Физик не может, подобно математику, работать, имея в руках только бумагу и карандаш. Для того чтобы природа раскрыла свои секреты, у физика в руках должны быть средства заставить ее заговорить. Физика — наука экспериментальная. Опыт, эксперимент — главное ее оружие.

Учиться владеть этим оружием будущие физики должны уже на студенческой скамье.

Университет не может не иметь лаборатории! Она нужна не только студентам, надо позаботиться и о профессорах! Они не имеют права быть только педагогами, они должны вести исследовательскую работу! Университетские кафедры нужно превратить в центры научно-исследовательской работы, говорит Столетов.

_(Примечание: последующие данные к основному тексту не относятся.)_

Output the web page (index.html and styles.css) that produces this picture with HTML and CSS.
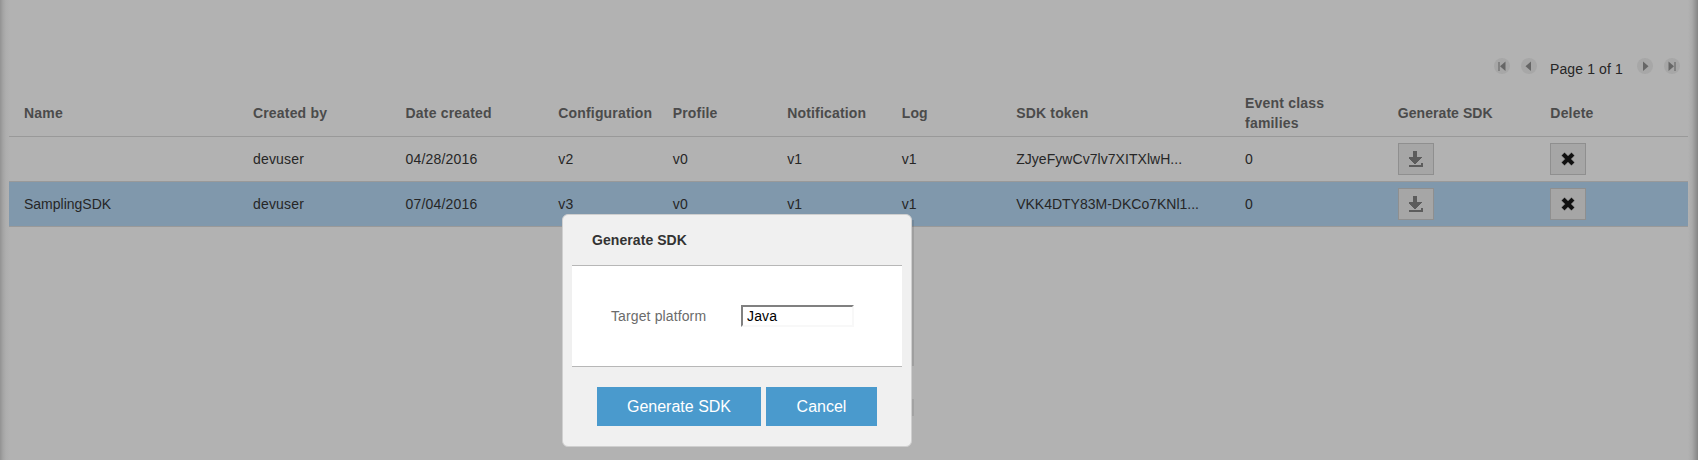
FILE: index.html
```html
<!DOCTYPE html>
<html lang="en">
<head>
<meta charset="utf-8">
<title>Generate SDK</title>
<link rel="stylesheet" href="styles.css">
</head>
<body>
<svg class="defs" width="0" height="0" aria-hidden="true">
  <symbol id="prev" viewBox="0 0 16 16"><circle cx="8" cy="8" r="8" fill="#a7a7a7"/><path d="M10 3.500v9.500L4.500 8.300z" fill="#666"/></symbol>
  <symbol id="first" viewBox="0 0 16 16"><circle cx="8" cy="8" r="8" fill="#a7a7a7"/><path d="M11.500 3.500v9.500L6 8.300z" fill="#666"/><path d="M4 4h2v9H4z" fill="#828282"/></symbol>
  <symbol id="download" viewBox="0 0 14 16"><path d="M4 0h4v6h5v1h-1v1h-1v1h-1v1H9v1H8v1H7v1H5v-1H4v-1H3v-1H2V9H1V8H0V6h4zM0 14h12v-2h2v4H0z" fill="#5c5c5c"/></symbol>
  <symbol id="cross" viewBox="0 0 14 14"><path d="M3.600 3.600l6.800 6.800M10.400 3.600l-6.800 6.800" stroke="#8a8a8a" stroke-width="5.200" stroke-linecap="square"/><path d="M3.500 3.500l7 7M10.500 3.500l-7 7" stroke="#111" stroke-width="3.900" stroke-linecap="square"/></symbol>
</svg>
<main class="page">
  <nav class="pager">
    <svg class="pager-icon"><use href="#first"/></svg>
    <svg class="pager-icon"><use href="#prev"/></svg>
    <span class="pager-text">Page 1 of 1</span>
    <svg class="pager-icon flip"><use href="#prev"/></svg>
    <svg class="pager-icon flip"><use href="#first"/></svg>
  </nav>
  <section class="table">
    <div class="row head">
      <div>Name</div><div>Created by</div><div>Date created</div><div>Configuration</div><div>Profile</div><div>Notification</div><div>Log</div><div>SDK token</div><div class="wrap">Event class families</div><div class="snug">Generate SDK</div><div>Delete</div>
    </div>
    <div class="row">
      <div></div><div>devuser</div><div>04/28/2016</div><div>v2</div><div>v0</div><div>v1</div><div>v1</div><div class="token">ZJyeFywCv7lv7XITXlwH...</div><div>0</div>
      <div><button class="tool" aria-label="Generate SDK"><svg class="download"><use href="#download"/></svg></button></div>
      <div><button class="tool" aria-label="Delete"><svg class="cross"><use href="#cross"/></svg></button></div>
    </div>
    <div class="row selected">
      <div class="tight">SamplingSDK</div><div>devuser</div><div>07/04/2016</div><div>v3</div><div>v0</div><div>v1</div><div>v1</div><div class="tight">VKK4DTY83M-DKCo7KNl1...</div><div>0</div>
      <div><button class="tool" aria-label="Generate SDK"><svg class="download"><use href="#download"/></svg></button></div>
      <div><button class="tool" aria-label="Delete"><svg class="cross"><use href="#cross"/></svg></button></div>
    </div>
  </section>
</main>
<div class="dialog" role="dialog">
  <h2 class="dialog-title snug">Generate SDK</h2>
  <div class="dialog-body">
    <label class="label" for="platform">Target platform</label>
    <input class="field" id="platform" value="Java">
  </div>
  <div class="dialog-actions">
    <button class="action primary">Generate SDK</button>
    <button class="action secondary">Cancel</button>
  </div>
</div>
</body>
</html>
```
FILE: styles.css
```css
* { box-sizing: border-box; }
body {
  margin: 0;
  height: 460px;
  overflow: hidden;
  position: relative;
  background: #b2b2b2;
  font: 14px/20px "Liberation Sans", Arial, sans-serif;
  letter-spacing: .18px;
  color: #262626;
}
.defs { display: none; }
.page {
  height: 460px;
  padding: 58px 10px 0 9px;
  background:
    linear-gradient(to right, #929292, #a4a4a4 3px, #aeaeae 6px, rgba(178,178,178,0) 10px) left / 10px 100% no-repeat,
    linear-gradient(to left, #858585, #979797 3px, #a9a9a9 6px, rgba(178,178,178,0) 10px) right / 10px 100% no-repeat;
}
.pager {
  display: flex;
  justify-content: flex-end;
  height: 35px;
  padding-right: 8px;
}
.pager-icon { width: 16px; height: 16px; margin-right: 11px; }
.pager-icon:last-child { margin-right: 0; }
.pager-text { width: 78px; padding-left: 2px; margin-right: 11px; line-height: 22px; letter-spacing: .12px; white-space: nowrap; }
.flip { transform: scaleX(-1); }
.row {
  display: grid;
  grid-template-columns: 3fr 2fr 2fr 1.5fr 1.5fr 1.5fr 1.5fr 3fr 2fr 2fr 2fr;
  align-items: center;
  height: 45px;
  border-bottom: 1px solid #999;
}
.row > div { padding-left: 15px; min-width: 0; white-space: nowrap; }
.head { height: 44px; padding-bottom: 3px; font-weight: bold; color: #4b4b4b; }
.head > .wrap { white-space: normal; padding-right: 40px; }
.tight { letter-spacing: 0; }
.token { letter-spacing: .05px; }
.snug { letter-spacing: .07px; }
.selected { background: #8098ac; }
.tool {
  display: flex;
  align-items: center;
  justify-content: center;
  width: 36px;
  height: 32px;
  padding: 0;
  border: 1px solid #8f8f8f;
  background: #a6a6a6;
}
.download { width: 14px; height: 16px; }
.cross { width: 14px; height: 14px; }
.dialog {
  position: absolute;
  left: 562px;
  top: 214px;
  width: 350px;
  height: 233px;
  padding: 0 9px;
  border: 1px solid #cfcfcf;
  border-radius: 6px;
  background: #f0f0f0;
}
.dialog::before, .dialog::after {
  content: "";
  position: absolute;
  left: 349px;
  width: 2px;
  background: #a3a3a3;
}
.dialog::before { top: 5px; height: 146px; background: rgba(0,0,0,.1); }
.dialog::after { top: 184px; height: 17px; }
.dialog-title { margin: 0; height: 50px; padding: 15px 0 0 20px; font-size: 14px; line-height: 20px; color: #333; }
.dialog-body {
  display: flex;
  align-items: center;
  height: 102px;
  padding-left: 39px;
  background: #fff;
  border-top: 1px solid #b7b7b7;
  border-bottom: 1px solid #b7b7b7;
}
.label { width: 130px; color: #6b6b6b; letter-spacing: .12px; }
.field {
  width: 113px;
  height: 22px;
  padding: 0 4px;
  border: 2px solid;
  border-color: #808080 #f8f8f8 #f8f8f8 #808080;
  border-radius: 0;
  background: #fff;
  color: #000;
  font: inherit;
  letter-spacing: .15px;
  outline: 0;
}
.dialog-actions { display: flex; justify-content: center; gap: 5px; padding-top: 20px; }
.action {
  height: 39px;
  padding: 0;
  border: 0;
  border-radius: 0;
  background: #4a9acd;
  color: #fff;
  font: 16px "Liberation Sans", Arial, sans-serif;
}
.primary { width: 164px; }
.secondary { width: 111px; }
```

Столетов пишет докладные записки университетскому начальству, выносит на обсуждение кафедры физики примерные сметы расходов, необходимых для организации лаборатории. Он доказывает, что просимая им сумма есть минимум.

Когда-то, на заре физики, во времена Галилея и Ньютона, когда устанавливались основные физические понятия, разговор с природой можно было вести с помощью простых средств — веревочек, блоков, рычагов, наклонных плоскостей. Именно на этих примитивных приспособлениях были открыты законы механики.

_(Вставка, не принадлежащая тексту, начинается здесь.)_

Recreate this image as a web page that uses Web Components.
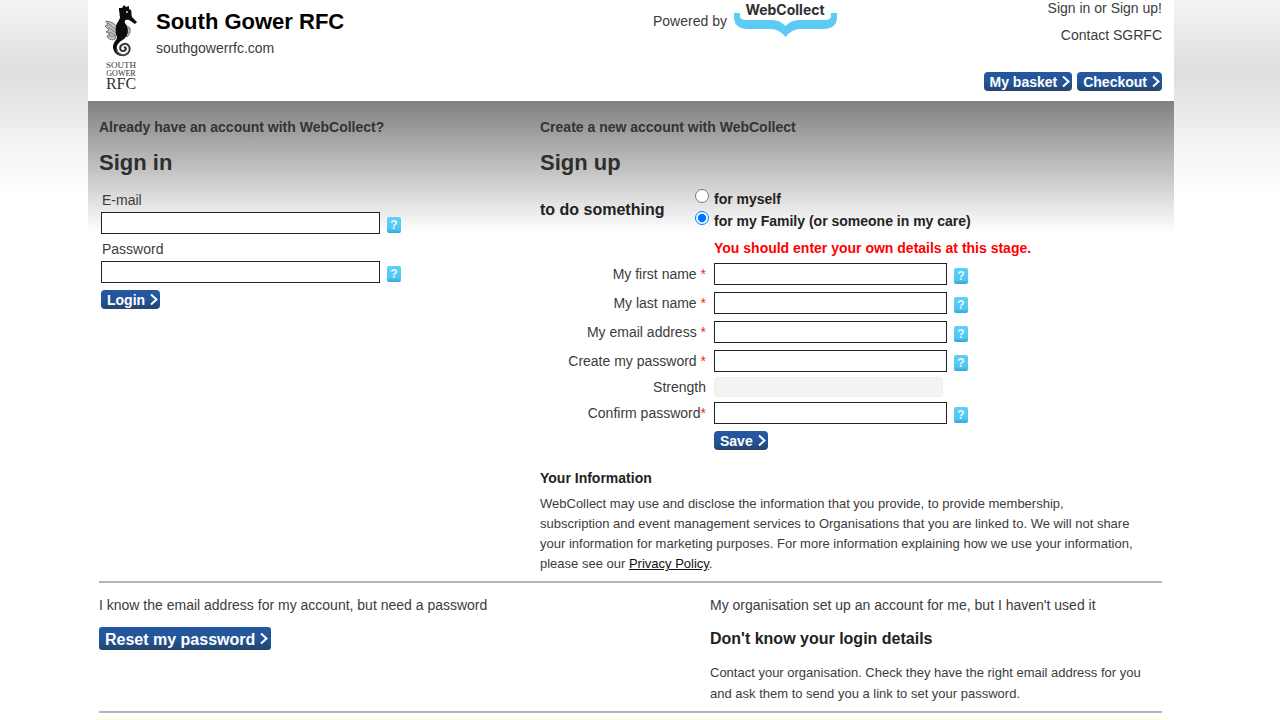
<!DOCTYPE html>
<html lang="en">
<head>
<meta charset="utf-8">
<meta name="viewport" content="width=device-width, initial-scale=1">
<title>South Gower RFC - Sign in</title>
<style>
    body {
        margin: 0;
        padding: 0 18px 0 0;
        font: 14px/21px "Liberation Sans", Arial, sans-serif;
        color: #3c3c3c;
        background: #fff linear-gradient(180deg, #f4f4f4 0, #dedede 74px, #f2f2f2 140px, #fff 192px) no-repeat;
    }
</style>
</head>
<body>
<account-page></account-page>

<script>
// Blue button with a chevron
class ActionButton extends HTMLElement {
    constructor() {
        super();
        this.attachShadow({ mode: 'open' });
    }

    connectedCallback() {
        this.shadowRoot.innerHTML = `
            <style>
                :host { display: inline-block; }

                button {
                    display: flex;
                    align-items: center;
                    gap: 5px;
                    height: 19px;
                    padding: 2px 2px 0 6px;
                    border: none;
                    border-radius: 4px;
                    background: linear-gradient(180deg, #25599f 0%, #22549a 55%, #274468 100%);
                    color: #fff;
                    font: bold 14px/19px "Liberation Sans", Arial, sans-serif;
                    white-space: nowrap;
                    cursor: pointer;
                }

                svg { display: block; margin-bottom: 3px; }

                :host([size="large"]) button {
                    height: 23px;
                    padding-right: 3px;
                    border-radius: 3px;
                    font-size: 16px;
                    line-height: 23px;
                }
            </style>
            <button type="button">
                <slot></slot>
                <svg width="8" height="13" viewBox="0 0 8 13" fill="none" stroke="#fff" stroke-width="2" aria-hidden="true">
                    <path d="M1 1.5L6.5 6.5L1 11.5"/>
                </svg>
            </button>
        `;
    }
}

// Small light blue question mark
class HelpTip extends HTMLElement {
    constructor() {
        super();
        this.attachShadow({ mode: 'open' });
    }

    connectedCallback() {
        this.shadowRoot.innerHTML = `
            <style>
                :host { display: block; }

                button {
                    display: block;
                    width: 14px;
                    height: 16px;
                    padding: 0;
                    border: none;
                    border-radius: 2px;
                    background: linear-gradient(180deg, #5fd0f8 0%, #52c6f2 75%, #2fa6d6 100%);
                    color: #e6f9ff;
                    font: bold 12px/16px "Liberation Sans", Arial, sans-serif;
                    text-align: center;
                    cursor: help;
                }
            </style>
            <button type="button" aria-label="Help">?</button>
        `;
    }
}

// Label, text box and help. The "side" layout puts the label to the left.
class FormField extends HTMLElement {
    constructor() {
        super();
        this.attachShadow({ mode: 'open' });
    }

    connectedCallback() {
        const type = this.getAttribute('type') || 'text';
        const star = this.hasAttribute('required') ? '<span class="star">*</span>' : '';
        this.shadowRoot.innerHTML = `
            <style>
                :host { display: block; }

                label { display: block; padding: 0 0 1px 1px; }

                .control {
                    display: flex;
                    align-items: center;
                    gap: 7px;
                }

                input {
                    box-sizing: border-box;
                    width: 279px;
                    height: 22px;
                    border: 1px solid #222;
                    padding: 1px 4px;
                    background: #fff;
                    font: inherit;
                }

                help-tip { padding-top: 3px; margin-bottom: -1px; }

                .star { color: #f22; }

                :host([layout="side"]) {
                    display: grid;
                    grid-template-columns: 166px 1fr;
                    column-gap: 8px;
                    align-items: center;
                }

                :host([layout="side"]) label { padding: 0; text-align: right; }
                :host([layout="side"]) input { width: 233px; }
            </style>
            <label for="field"><slot></slot>${star}</label>
            <div class="control">
                <input id="field" type="${type}">
                <help-tip></help-tip>
            </div>
        `;
    }
}

// Seahorse badge of the club
class ClubLogo extends HTMLElement {
    constructor() {
        super();
        this.attachShadow({ mode: 'open' });
    }

    connectedCallback() {
        this.shadowRoot.innerHTML = `
            <style>
                :host { display: block; }
                svg { display: block; }
                text {
                    font-family: "Liberation Serif", "Times New Roman", serif;
                    fill: #333;
                    text-anchor: middle;
                }
            </style>
            <svg width="34" height="86" viewBox="0 0 34 86" role="img" aria-label="South Gower RFC">
                <g fill="#c4c4c4" stroke="#555" stroke-width=".8">
                    <path d="M2 16C8 17 12 19 14 24L11 34C8 36 4 34 3 31L6 29L2 27L5 25L1 21L4 20Z"/>
                    <path d="M22 21C27 21 28 27 23 32L20 28Z"/>
                </g>
                <path d="M4 18L13 26M4 22L12 28M5 27L12 30M5 31L11 31M22 24L26 24M22 28L25 27" fill="none" stroke="#666" stroke-width=".8"/>
                <path fill="#0c0c0c" d="M15 3L18 3L20 0L22 2L25 1L25 4L27 5C28 8 27 10 28 12L33 17L31 19L25 15C22 14 20 15 21 18C25 23 25 30 20 34C15 37 12 40 13 44C14 48 17 50 20 50L19 51C12 51 9 46 9 42C9 37 13 35 13 32C12 29 11 26 12 21C13 17 16 15 16 12C15 9 16 8 15 6Z"/>
                <circle cx="23" cy="7" r=".9" fill="#eee"/>
                <path d="M12 44C13 50 20 52 24 48C28 43 24 38 20 39C15 40 15 46 19 46C22 46 23 43 20 42" fill="none" stroke="#333" stroke-width="2"/>
                <path d="M13 46C16 51 21 51 24 47C26 43 23 39 20 40" fill="none" stroke="#aaa" stroke-width=".7" stroke-dasharray="1 1"/>
                <text x="17" y="63" font-size="9">SOUTH</text>
                <text x="17" y="71" font-size="8">GOWER</text>
                <text x="17" y="84" font-size="16">RFC</text>
            </svg>
        `;
    }
}

class WebcollectLogo extends HTMLElement {
    constructor() {
        super();
        this.attachShadow({ mode: 'open' });
    }

    connectedCallback() {
        this.shadowRoot.innerHTML = `
            <style>
                :host { display: block; }
                svg { display: block; }
                text { font: bold 14px Inter, "Liberation Sans", sans-serif; fill: #303030; text-anchor: middle; }
            </style>
            <svg width="104" height="37" viewBox="0 0 104 37" role="img" aria-label="WebCollect">
                <path fill="#5bcaf5" d="M0 13H6V16Q6 20 12 20H38Q46 20 51.5 26Q57 20 65 20H91Q97 20 97 16V13H103V17Q103 29 89 29H66Q58 29 51.5 37Q45 29 37 29H14Q0 29 0 17Z"/>
                <text x="51" y="15">WebCollect</text>
            </svg>
        `;
    }
}

class SiteHeader extends HTMLElement {
    constructor() {
        super();
        this.attachShadow({ mode: 'open' });
    }

    connectedCallback() {
        this.shadowRoot.innerHTML = `
            <style>
                :host { display: block; background: #fff; }

                header {
                    display: grid;
                    grid-template-columns: 549fr 200fr 309fr;
                    align-items: start;
                    min-height: 101px;
                    padding: 0 12px 0 16px;
                    box-sizing: border-box;
                }

                .club { display: flex; gap: 18px; padding-top: 5px; }
                h1 { margin: 4px 0 0; font-size: 22px; line-height: 26px; color: #000; }
                .club p { margin: 3px 0 0; }

                .powered { display: flex; gap: 7px; }
                .powered span { padding-top: 11px; }

                nav {
                    display: flex;
                    flex-direction: column;
                    align-items: flex-end;
                    gap: 10px;
                }
                nav a { color: inherit; text-decoration: none; line-height: 17px; }
                .shop { display: flex; gap: 5px; padding-top: 18px; }
            </style>
            <header>
                <div class="club">
                    <club-logo></club-logo>
                    <div>
                        <h1>South Gower RFC</h1>
                        <p>southgowerrfc.com</p>
                    </div>
                </div>
                <div class="powered">
                    <span>Powered by</span>
                    <webcollect-logo></webcollect-logo>
                </div>
                <nav>
                    <a href="#signin">Sign in or Sign up!</a>
                    <a href="#contact">Contact SGRFC</a>
                    <div class="shop">
                        <action-button>My basket</action-button>
                        <action-button>Checkout</action-button>
                    </div>
                </nav>
            </header>
        `;
    }
}

class SignIn extends HTMLElement {
    constructor() {
        super();
        this.attachShadow({ mode: 'open' });
    }

    connectedCallback() {
        this.shadowRoot.innerHTML = `
            <style>
                :host { display: block; }
                h2 { margin: 10px 0 12px; font-size: 22px; line-height: 30px; color: #2e2e2e; }
                .lead { margin: 0; font-weight: bold; color: #333; }
                form {
                    display: flex;
                    flex-direction: column;
                    align-items: flex-start;
                    gap: 5px;
                    padding-left: 2px;
                }
                action-button { margin-top: 2px; }
            </style>
            <p class="lead">Already have an account with WebCollect?</p>
            <h2>Sign in</h2>
            <form>
                <form-field type="email">E-mail</form-field>
                <form-field type="password">Password</form-field>
                <action-button>Login</action-button>
            </form>
        `;
    }
}

class SignUp extends HTMLElement {
    constructor() {
        super();
        this.attachShadow({ mode: 'open' });
    }

    connectedCallback() {
        this.shadowRoot.innerHTML = `
            <style>
                :host { display: block; }
                h2 { margin: 10px 0 9px; font-size: 22px; line-height: 30px; color: #2e2e2e; }
                .lead { margin: 0; font-weight: bold; color: #333; }

                fieldset {
                    display: grid;
                    grid-template-columns: 155px 1fr;
                    align-items: center;
                    margin: 0;
                    padding: 0;
                    border: none;
                    color: #222;
                }
                .purpose { font-size: 16px; font-weight: bold; }
                .choice {
                    display: flex;
                    gap: 5px;
                    height: 22px;
                    font-weight: bold;
                    line-height: 24px;
                }
                .choice input { width: 14px; height: 14px; margin: 2px 0 0; }

                .warning { margin: 7px 0 4px 174px; font-weight: bold; color: #f00; }

                .fields { display: flex; flex-direction: column; gap: 7px; }
                .strength {
                    display: grid;
                    grid-template-columns: 166px 229px;
                    column-gap: 8px;
                    text-align: right;
                    margin: 5px 0;
                    line-height: 20px;
                }
                .meter {
                    border-radius: 4px;
                    background: #f3f3f3;
                    border: 1px solid #eee;
                    box-sizing: border-box;
                }
                .save { display: block; margin: 7px 0 0 174px; }

                h3 { margin: 18px 0 5px; font-size: 14px; line-height: 21px; color: #222; }
                .info { max-width: 596px; margin: 0; font-size: 13px; line-height: 20px; }
                .info a { color: #111; }
            </style>
            <p class="lead">Create a new account with WebCollect</p>
            <h2>Sign up</h2>
            <form>
                <fieldset>
                    <div class="purpose">to do something</div>
                    <div>
                        <label class="choice"><input type="radio" name="who">for myself</label>
                        <label class="choice"><input type="radio" name="who" checked>for my Family (or someone in my care)</label>
                    </div>
                </fieldset>
                <p class="warning">You should enter your own details at this stage.</p>
                <div class="fields">
                    <form-field layout="side" required>My first name </form-field>
                    <form-field layout="side" required>My last name </form-field>
                    <form-field layout="side" type="email" required>My email address </form-field>
                    <form-field layout="side" type="password" required>Create my password </form-field>
                </div>
                <div class="strength">
                    <span>Strength</span>
                    <div class="meter"></div>
                </div>
                <form-field layout="side" type="password" required>Confirm password</form-field>
                <action-button class="save">Save</action-button>
            </form>
            <h3>Your Information</h3>
            <p class="info">WebCollect may use and disclose the information that you provide, to provide membership, subscription and event management services to Organisations that you are linked to. We will not share your information for marketing purposes. For more information explaining how we use your information, please see our <a href="#privacy">Privacy Policy</a>.</p>
        `;
    }
}

class AccountHelp extends HTMLElement {
    constructor() {
        super();
        this.attachShadow({ mode: 'open' });
    }

    connectedCallback() {
        this.shadowRoot.innerHTML = `
            <style>
                :host {
                    display: grid;
                    grid-template-columns: 611fr 452fr;
                    padding: 12px 0 7px;
                }
                p { margin: 0; }
                action-button { margin-top: 11px; }
                h3 { margin: 12px 0 13px; font-size: 16px; line-height: 21px; color: #222; }
                .contact { max-width: 436px; font-size: 13px; }
            </style>
            <div>
                <p>I know the email address for my account, but need a password</p>
                <action-button size="large">Reset my password</action-button>
            </div>
            <div>
                <p>My organisation set up an account for me, but I haven't used it</p>
                <h3>Don't know your login details</h3>
                <p class="contact">Contact your organisation. Check they have the right email address for you and ask them to send you a link to set your password.</p>
            </div>
        `;
    }
}

class AccountPage extends HTMLElement {
    constructor() {
        super();
        this.attachShadow({ mode: 'open' });
    }

    connectedCallback() {
        this.shadowRoot.innerHTML = `
            <style>
                :host {
                    display: block;
                    max-width: 1086px;
                    margin: 0 auto;
                    background: #fff;
                }
                main {
                    padding: 16px 12px 0 11px;
                    background: linear-gradient(180deg, #808080 0, #fff 132px) no-repeat;
                }
                .accounts {
                    display: grid;
                    grid-template-columns: 441fr 622fr;
                    padding-bottom: 7px;
                }
                hr { margin: 0; border: none; border-top: 2px solid #b4b4b4; }
                .notice { height: 1px; margin-top: 6px; background: #ffffc0; }
            </style>
            <site-header></site-header>
            <main>
                <div class="accounts">
                    <sign-in></sign-in>
                    <sign-up></sign-up>
                </div>
                <hr>
                <account-help></account-help>
                <hr>
                <div class="notice"></div>
            </main>
        `;
    }
}

customElements.define('action-button', ActionButton);
customElements.define('help-tip', HelpTip);
customElements.define('form-field', FormField);
customElements.define('club-logo', ClubLogo);
customElements.define('webcollect-logo', WebcollectLogo);
customElements.define('site-header', SiteHeader);
customElements.define('sign-in', SignIn);
customElements.define('sign-up', SignUp);
customElements.define('account-help', AccountHelp);
customElements.define('account-page', AccountPage);
</script>
</body>
</html>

Но времена изменились. Чем глубже проникают физики в тайники природы, тем все большим трудом приходится вырывать у природы ее секреты.

Уже властно заявила свое право на существование наука об электричестве. Для исследования электрических явлений недостаточно полукустарных и грубых приборов, нужна тонкая измерительная аппаратура.

Сложной и хитроумной аппаратуры требуют и все остальные широко развившиеся главы физики — учение о теплоте, свете, газах, жидкостях.

Столетов в полном смысле слова одержим идеей создания физической лаборатории.

Ведь это позор, говорит он, что студенты выходят из университета совершенно беспомощными в обращении с приборами, что русским физикам для осуществления экспериментальной части своих исследований приходится ездить за границу, работать в чужих лабораториях.

С глухим раздражением выслушивают Столетова министерские чиновники. Ему говорят: средств на лабораторию нет, нет для нее и помещения в университете.

Но складывать оружие Столетов и не думает. Создание лаборатории — это одна из его основных жизненных задач. Это не прихоть. Разве только ему нужна лаборатория?

Сколько его юных слушателей жаждут своими руками проверить все, о чем он им рассказывал! А сколько студентов уже имеют свои замыслы, у скольких уже выкристаллизовались свои темы для научных работ! Но эти замыслы остаются неосуществленными, их негде претворить в жизнь.

Отказы не охлаждают Столетова.

Он упорно стоит на своем. Почему он не сможет добиться того, чего уже добились химики? Ведь удалось же Зинину основать ставшую теперь знаменитой Казанскую химическую лабораторию, из которой вышли прославленные химики — Бутлеров, Марковников. До Столетова доносятся вести о том, что и в Петербурге молодой химик Менделеев вместе со своим учителем Воскресенским и химиком Соколовым создали химическую лабораторию.

Известия об успехах химиков радовали Столетова, помогали ему еще упорнее отстаивать свою идею.

Столетов даже не помышлял о возможности поражения. Он настолько был уверен в том, что в конце концов добьется открытия лаборатории, что уже в 1870 году вместе со своим учеником, будущим профессором физики Николаем Николаевичем Шиллером, начинает готовить задачи для будущего физического практикума. По целым дням вместе с Шиллером он орудует в физическом кабинете, конструируя установки для проведения опытов.

В годы хлопот о создании лаборатории у Столетова возникает крепкая дружба со многими передовыми людьми университета.

Большие люди всегда обладают необыкновенной притягательной силой для окружающих.

Неотразимо привлекателен был и Столетов для людей, близко соприкасавшихся с ним.

Другом Столетова становится механик, математик и ботаник Василий Яковлевич Цингер (1836–1907), воспитанник Давидова и Брашмана.

Цингер продолжает традиции своих учителей. Свое выдающееся математическое дарование Цингер применяет для решения сложных физических задач.

Это характерно и для другого друга Столетова — математика и механика Федора Алексеевича Слудского (1841–1897). В математике он также видит инструмент для решения задач, выдвигаемых естественными науками.

Близким Столетову человеком становится его прежний учитель, астроном Федор Александрович Бредихин, имя которого в то время уже было овеяно всемирной славой.

Товарищем Столетова становится профессор зоологии Анатолий Петрович Богданов, одним из первых начавший пропагандировать эволюционную теорию происхождения животных и человека.

Все эти люди, как и Столетов, борются за то, чтобы сделать возможным самостоятельное развитие наук, которым они посвятили себя. Для всех них наука это не только средство познания природы, это и великая общественная сила.

В годы, когда сверху насаждалось низкопоклонство перед всем заграничным, когда в учреждении, которое должно было бы стать штабом русской науки, — в Академии наук — господствовали иностранцы и отечественные реакционеры, эти люди смело шли против течения, отстаивая научное национальное самосознание, борясь за право русских людей на свободное творчество.

Цингер, Слудский и Давидов деятельно работали в Московском математическом обществе.